Because Prime Time is no longer a time of day, it is in fact a state of mind where time and space no longer matter
Remember there are 3 times as many mobile phones in the world as TV sets or computers - the digital universe is not the same as our old familiar analogue one. The mobile is a bigger media platform than TV. So what is Madison Avenue doing on that score? Doh.
And research has also showed that time spent on the internet has overtaken time spent watching TV. Madison Avenue and the whole Love Marks DooDahh (Sorry I can't even bring my self to hyperlink.) Premised around mass market communications is a poor effort, dare I say pathetic.
In his book Convergence Culture - Professor Henry Jenkins of the Comparative Media Studies Program at MIT articulates a world in which young people have a very different relationship with media consumption. This is the migration from consumption as an individual practice to consumption as a networked practice - which I might add is voluntary.
Culture Jenkins argues is today Participatory. We create, we share, we collaborate, we consume, we discuss
When people consume and produce media together, when they pool their insights and information, mobilise to promote common interests, and function as grassroots intermediaries – rather than talking about personal media, perhaps we should be talking about communal media or social commerce that becomes part of our lives as members of communities, whether experienced face-to-face at the most local level or over the Net.
If we accept Jenkins above world view, this has profound implications on how we reach out and attract our customers, talk to our suppliers and how we create value. It was Jonathan Schwartz that said our 1000 bloggers at Sun have done more for this company than a $1bn ad campaign could have ever done. This is participatory culture at the coalface. Or we could reference wikipedia, World of Warcraft, Pop Idol, the Matrix, citizen journalism or social commerce platforms like ebay, MyNuMo or Spreadshirt.
Change the way you count, for instance, and you can change where advertising dollars go. In a world where we leave digital footprints Where certain companies can unpick 54 billion data points to develop social network intelligence and apply that commercially – where we can count every individual - and therefore recount the audience to a degree of accuracy never before thought possible this is called Social Marketing Intelligence.
For over 150 years the main organs of industrialization, mass consumption and mass media have breathed and operated in relative harmony together. Today, digitalisation is “deconstructing” traditional industries while at the same time creating new commercial opportunities, and, what is emerging is the grass roots of a new networked socio-economic ecology. Yet what we have witnessed so far is only the beginning of a more structural shift in the very foundations of how business and our societies will now evolve.
A key development is the emergence of digitally connected communities coupled with the fact that we are a “We Species”. Human beings have an innate need to; connect, communicate and collaborate. Digitalization has revealed the true nature of humans, and, that truth changes everything. Communities form around values, interests and desires, not demographics in the traditional sense of the word. Culture is created by the interaction between human beings.
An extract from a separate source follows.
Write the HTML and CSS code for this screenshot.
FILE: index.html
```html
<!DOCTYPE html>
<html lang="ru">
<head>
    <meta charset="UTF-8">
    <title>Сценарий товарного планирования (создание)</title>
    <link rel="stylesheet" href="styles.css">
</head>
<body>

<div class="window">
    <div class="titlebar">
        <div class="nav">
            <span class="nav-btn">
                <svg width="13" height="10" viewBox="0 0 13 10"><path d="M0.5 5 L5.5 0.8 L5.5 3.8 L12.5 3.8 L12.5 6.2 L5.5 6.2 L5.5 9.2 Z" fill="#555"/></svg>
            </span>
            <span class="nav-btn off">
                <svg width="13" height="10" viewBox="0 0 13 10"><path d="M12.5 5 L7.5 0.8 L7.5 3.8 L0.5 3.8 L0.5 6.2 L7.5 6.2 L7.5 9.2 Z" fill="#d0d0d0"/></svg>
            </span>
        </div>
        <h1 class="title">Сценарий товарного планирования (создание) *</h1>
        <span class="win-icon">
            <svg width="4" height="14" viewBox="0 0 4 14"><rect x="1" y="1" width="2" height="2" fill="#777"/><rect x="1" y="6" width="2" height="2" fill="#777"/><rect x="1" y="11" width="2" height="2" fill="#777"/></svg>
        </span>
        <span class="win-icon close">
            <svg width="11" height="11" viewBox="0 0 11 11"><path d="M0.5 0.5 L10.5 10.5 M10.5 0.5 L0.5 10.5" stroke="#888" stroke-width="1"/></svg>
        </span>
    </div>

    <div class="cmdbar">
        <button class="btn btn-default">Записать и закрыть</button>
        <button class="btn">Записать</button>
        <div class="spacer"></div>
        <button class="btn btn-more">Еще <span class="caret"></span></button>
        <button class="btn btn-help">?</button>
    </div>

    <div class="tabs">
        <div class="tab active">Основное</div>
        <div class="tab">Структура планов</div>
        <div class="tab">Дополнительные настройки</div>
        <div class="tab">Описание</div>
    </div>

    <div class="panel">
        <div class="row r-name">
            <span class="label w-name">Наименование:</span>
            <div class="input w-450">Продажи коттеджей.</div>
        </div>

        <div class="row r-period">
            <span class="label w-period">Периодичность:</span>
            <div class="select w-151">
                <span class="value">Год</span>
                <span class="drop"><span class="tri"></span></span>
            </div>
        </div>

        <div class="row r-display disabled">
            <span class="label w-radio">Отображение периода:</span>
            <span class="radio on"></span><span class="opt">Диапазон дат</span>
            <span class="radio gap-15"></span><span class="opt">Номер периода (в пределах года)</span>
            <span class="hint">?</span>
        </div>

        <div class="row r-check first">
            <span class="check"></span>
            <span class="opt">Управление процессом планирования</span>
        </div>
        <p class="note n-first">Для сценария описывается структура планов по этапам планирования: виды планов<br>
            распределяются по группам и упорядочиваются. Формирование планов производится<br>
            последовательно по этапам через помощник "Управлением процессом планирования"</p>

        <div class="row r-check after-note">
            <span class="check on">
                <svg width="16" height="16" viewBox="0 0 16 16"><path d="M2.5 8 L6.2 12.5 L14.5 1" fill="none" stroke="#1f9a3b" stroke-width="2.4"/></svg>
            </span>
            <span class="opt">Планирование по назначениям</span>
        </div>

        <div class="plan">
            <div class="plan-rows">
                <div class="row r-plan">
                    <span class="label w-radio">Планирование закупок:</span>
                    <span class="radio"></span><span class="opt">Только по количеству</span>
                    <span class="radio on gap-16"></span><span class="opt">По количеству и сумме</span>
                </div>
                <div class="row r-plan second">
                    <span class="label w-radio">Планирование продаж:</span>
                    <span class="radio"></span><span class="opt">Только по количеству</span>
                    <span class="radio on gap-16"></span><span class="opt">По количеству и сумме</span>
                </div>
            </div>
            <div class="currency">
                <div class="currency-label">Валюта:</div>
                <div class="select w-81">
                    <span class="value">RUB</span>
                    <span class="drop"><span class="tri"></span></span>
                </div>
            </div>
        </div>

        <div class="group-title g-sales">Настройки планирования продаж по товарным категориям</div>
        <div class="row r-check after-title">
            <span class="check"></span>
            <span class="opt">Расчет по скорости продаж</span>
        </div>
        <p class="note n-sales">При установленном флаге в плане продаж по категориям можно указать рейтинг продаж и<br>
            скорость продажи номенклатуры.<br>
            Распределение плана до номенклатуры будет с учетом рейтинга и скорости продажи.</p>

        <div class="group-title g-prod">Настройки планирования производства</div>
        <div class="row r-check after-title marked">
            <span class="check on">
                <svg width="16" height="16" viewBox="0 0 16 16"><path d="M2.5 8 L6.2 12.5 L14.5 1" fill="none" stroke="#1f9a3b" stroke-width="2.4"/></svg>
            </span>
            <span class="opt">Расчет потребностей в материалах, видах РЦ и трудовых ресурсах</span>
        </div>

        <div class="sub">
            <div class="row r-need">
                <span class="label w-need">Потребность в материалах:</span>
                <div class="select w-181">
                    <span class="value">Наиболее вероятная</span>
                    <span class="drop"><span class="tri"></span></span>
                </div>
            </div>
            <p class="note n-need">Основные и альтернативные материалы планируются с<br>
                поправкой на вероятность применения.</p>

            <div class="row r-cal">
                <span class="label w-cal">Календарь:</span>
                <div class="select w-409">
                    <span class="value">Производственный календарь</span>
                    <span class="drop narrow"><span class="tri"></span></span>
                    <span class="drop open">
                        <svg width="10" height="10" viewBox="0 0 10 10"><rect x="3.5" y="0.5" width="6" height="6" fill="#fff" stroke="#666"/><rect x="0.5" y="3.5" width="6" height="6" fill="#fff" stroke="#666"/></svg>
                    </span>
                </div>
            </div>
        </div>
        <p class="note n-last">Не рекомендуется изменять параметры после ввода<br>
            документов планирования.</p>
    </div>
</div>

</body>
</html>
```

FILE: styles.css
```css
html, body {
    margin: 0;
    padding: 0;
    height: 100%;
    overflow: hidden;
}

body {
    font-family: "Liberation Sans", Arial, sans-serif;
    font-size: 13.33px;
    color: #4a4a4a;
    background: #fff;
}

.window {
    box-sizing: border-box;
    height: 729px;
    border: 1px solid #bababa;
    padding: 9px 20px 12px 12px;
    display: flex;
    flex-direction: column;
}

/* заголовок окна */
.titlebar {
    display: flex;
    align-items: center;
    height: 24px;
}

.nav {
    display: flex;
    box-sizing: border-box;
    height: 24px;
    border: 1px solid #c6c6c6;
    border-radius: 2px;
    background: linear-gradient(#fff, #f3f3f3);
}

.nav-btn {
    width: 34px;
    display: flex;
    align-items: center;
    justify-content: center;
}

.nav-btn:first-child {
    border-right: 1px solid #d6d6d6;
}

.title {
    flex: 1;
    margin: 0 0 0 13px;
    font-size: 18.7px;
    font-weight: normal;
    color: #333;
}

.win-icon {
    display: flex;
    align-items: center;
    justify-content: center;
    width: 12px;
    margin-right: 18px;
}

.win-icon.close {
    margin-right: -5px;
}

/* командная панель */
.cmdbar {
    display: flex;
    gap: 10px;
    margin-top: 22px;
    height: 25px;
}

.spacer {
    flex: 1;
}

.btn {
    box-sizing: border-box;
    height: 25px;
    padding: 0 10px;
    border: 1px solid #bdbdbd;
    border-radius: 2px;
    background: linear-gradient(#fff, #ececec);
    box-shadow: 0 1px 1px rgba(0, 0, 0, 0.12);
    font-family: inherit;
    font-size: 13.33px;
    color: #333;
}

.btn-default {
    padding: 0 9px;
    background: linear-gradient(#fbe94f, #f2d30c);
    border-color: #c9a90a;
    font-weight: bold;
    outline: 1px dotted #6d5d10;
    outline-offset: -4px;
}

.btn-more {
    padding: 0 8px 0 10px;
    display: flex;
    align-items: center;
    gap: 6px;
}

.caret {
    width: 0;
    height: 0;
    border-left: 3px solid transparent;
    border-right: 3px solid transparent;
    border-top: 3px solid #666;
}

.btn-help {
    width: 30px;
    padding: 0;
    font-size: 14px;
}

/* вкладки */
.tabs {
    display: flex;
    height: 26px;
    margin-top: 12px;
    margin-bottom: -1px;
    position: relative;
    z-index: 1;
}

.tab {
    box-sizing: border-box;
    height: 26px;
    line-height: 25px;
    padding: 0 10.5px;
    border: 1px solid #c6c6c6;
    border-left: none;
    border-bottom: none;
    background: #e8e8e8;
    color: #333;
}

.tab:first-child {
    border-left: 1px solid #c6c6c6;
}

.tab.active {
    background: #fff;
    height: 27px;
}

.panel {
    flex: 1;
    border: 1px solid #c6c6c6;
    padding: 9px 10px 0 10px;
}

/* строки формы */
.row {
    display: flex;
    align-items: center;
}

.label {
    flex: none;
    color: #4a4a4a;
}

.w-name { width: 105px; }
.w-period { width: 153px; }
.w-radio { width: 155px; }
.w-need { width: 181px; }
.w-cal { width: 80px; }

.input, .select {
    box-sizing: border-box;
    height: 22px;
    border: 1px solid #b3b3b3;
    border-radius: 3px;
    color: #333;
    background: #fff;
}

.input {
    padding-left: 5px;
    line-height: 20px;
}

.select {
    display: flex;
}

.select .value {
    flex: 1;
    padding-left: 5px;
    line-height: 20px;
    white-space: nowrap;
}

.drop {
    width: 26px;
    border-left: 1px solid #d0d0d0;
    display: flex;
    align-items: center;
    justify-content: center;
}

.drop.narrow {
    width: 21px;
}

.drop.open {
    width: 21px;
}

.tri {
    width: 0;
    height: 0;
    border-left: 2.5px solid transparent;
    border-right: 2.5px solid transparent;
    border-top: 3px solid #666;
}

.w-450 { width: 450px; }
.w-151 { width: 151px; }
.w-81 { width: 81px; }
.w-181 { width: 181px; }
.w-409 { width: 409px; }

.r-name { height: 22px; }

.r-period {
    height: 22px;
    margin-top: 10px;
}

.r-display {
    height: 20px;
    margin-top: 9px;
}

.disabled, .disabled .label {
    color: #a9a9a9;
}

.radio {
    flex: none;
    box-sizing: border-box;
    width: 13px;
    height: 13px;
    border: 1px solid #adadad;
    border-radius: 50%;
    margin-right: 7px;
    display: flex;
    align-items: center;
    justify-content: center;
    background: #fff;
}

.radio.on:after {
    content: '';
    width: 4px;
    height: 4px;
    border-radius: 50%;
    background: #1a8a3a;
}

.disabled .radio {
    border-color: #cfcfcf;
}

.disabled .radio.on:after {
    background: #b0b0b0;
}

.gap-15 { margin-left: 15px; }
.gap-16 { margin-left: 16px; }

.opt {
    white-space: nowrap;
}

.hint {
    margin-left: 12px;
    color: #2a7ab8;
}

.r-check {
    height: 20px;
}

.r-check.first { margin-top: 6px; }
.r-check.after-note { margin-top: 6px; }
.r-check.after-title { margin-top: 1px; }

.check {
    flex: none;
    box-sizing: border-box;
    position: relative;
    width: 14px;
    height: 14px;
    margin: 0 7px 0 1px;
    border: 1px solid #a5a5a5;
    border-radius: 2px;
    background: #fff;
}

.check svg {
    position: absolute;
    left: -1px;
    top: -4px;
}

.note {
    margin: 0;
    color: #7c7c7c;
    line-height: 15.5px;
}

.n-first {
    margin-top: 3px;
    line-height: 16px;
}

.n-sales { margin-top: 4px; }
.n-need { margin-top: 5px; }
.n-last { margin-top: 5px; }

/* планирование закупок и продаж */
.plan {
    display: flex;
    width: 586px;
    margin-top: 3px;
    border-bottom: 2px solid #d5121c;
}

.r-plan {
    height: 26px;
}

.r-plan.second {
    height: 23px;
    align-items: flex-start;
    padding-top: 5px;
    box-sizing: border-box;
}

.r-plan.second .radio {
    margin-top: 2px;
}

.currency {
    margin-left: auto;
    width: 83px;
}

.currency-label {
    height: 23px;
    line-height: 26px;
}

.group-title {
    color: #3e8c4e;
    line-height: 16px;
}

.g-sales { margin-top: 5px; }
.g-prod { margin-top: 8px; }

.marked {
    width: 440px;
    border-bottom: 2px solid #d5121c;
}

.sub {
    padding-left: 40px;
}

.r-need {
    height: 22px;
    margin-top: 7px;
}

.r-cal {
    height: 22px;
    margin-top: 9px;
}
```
Is it any wonder then that after 150 years of industrialization and media control, we are using technology to: tell our stories, to co-create experiences, to harness collective intelligence, share knowledge and information, co-create commerce and become part of the socio-economic fabric of the world we live in. We are renewing the bonds that once held our geographic communities together via the digital universe.
In the world of We Media, we have to think and act differently as businesses and organizations to succeed.
This changes essentially everything. It changes the way customers can access information and changes the way they use it. It changes the way business can communicate with their customers and it also changes how a business might go to market. It changes the linking between channels, that link businesses, customers, suppliers and employees. It offers opportunity and it offers your once helpless competitors the chance to radically rethink their business strategies and attack vital parts of your business model.
It was Darwin that said “Its not the strongest, or the most intelligent that survive, but those that are most adapted to change”. And so we have to ask the following questions
1. How do audiences behave and how should companies be prepared for that?
2. How do communities work and what is the impact of communities on businesses?
3. How do consumers consume information?
4. What is happening in the on-line world and what are the opportunities for businesses?
So I thank my concerned friends for sending me the article. I hope that I have perhaps enabled them to reframe their worldview, and also help them understand that The Tipping Point is just the tip of the iceberg.
My treatise is how we start to frame what we do to how we create customer value in the digital world.